-------- Data lines

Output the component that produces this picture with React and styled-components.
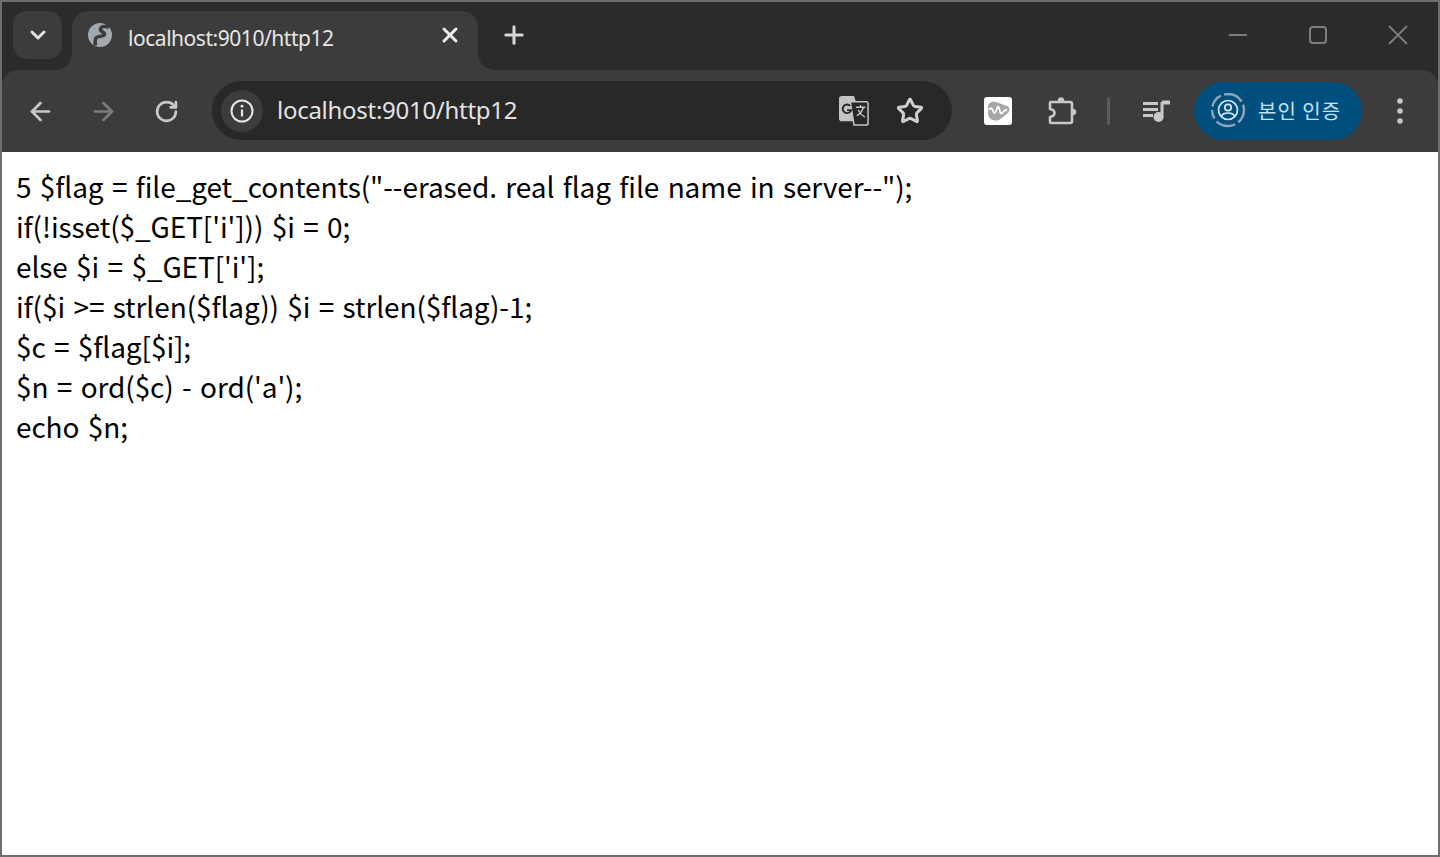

----------------
-------- Data lines

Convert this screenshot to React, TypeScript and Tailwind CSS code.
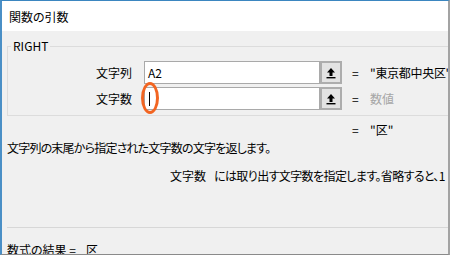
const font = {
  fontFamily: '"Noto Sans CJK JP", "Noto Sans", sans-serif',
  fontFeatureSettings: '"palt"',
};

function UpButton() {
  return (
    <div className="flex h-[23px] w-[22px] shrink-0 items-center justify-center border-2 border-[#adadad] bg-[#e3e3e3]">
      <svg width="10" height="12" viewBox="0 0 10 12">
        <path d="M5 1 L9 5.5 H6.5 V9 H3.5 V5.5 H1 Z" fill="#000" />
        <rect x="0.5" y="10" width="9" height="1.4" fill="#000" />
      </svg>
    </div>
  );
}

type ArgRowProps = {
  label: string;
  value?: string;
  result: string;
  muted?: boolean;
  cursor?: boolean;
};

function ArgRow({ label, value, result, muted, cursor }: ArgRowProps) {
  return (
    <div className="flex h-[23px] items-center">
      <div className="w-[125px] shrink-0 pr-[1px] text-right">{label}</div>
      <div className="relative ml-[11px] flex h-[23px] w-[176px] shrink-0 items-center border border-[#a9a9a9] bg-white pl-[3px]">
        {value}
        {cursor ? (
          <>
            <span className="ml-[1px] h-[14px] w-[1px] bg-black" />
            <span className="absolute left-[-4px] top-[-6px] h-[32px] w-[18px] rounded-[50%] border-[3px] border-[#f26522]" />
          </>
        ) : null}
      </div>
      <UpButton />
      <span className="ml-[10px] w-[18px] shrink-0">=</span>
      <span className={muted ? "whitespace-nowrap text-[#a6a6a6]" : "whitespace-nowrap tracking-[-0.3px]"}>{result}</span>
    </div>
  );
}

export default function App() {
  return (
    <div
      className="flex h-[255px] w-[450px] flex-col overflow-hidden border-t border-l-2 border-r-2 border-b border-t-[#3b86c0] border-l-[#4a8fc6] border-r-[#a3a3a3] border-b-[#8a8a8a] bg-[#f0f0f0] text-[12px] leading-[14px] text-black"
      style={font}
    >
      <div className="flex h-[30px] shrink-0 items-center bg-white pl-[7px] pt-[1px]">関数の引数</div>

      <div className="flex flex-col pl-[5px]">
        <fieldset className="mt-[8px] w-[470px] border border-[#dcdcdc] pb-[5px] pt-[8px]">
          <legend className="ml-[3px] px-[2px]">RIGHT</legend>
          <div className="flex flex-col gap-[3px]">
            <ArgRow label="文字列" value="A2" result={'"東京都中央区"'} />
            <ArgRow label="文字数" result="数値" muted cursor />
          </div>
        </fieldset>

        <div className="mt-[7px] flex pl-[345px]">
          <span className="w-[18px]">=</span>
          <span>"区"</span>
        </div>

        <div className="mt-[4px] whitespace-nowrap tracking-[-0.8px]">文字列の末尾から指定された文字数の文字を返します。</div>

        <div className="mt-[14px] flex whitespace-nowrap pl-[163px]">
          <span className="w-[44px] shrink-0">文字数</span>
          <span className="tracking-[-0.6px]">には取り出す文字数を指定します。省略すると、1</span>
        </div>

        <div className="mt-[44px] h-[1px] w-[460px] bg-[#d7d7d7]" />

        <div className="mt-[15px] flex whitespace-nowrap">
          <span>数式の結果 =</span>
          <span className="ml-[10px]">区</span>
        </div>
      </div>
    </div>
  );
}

----------------
-------- Data lines

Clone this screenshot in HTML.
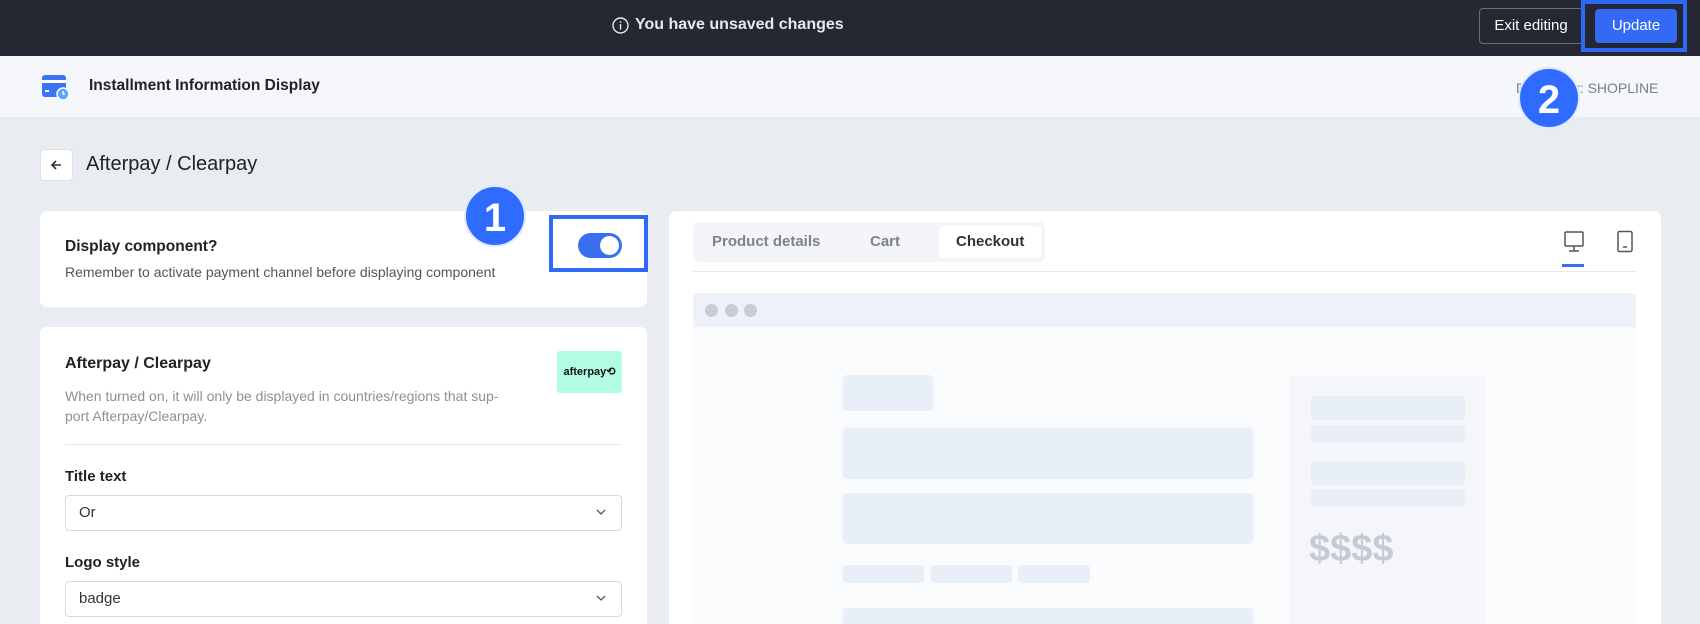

----------------

◆ **Written problem**
From the entries, report each line that includes the word "React".

◆ **Written reply**
Output the component that produces this picture with React and styled-components.
Convert this screenshot to React, TypeScript and Tailwind CSS code.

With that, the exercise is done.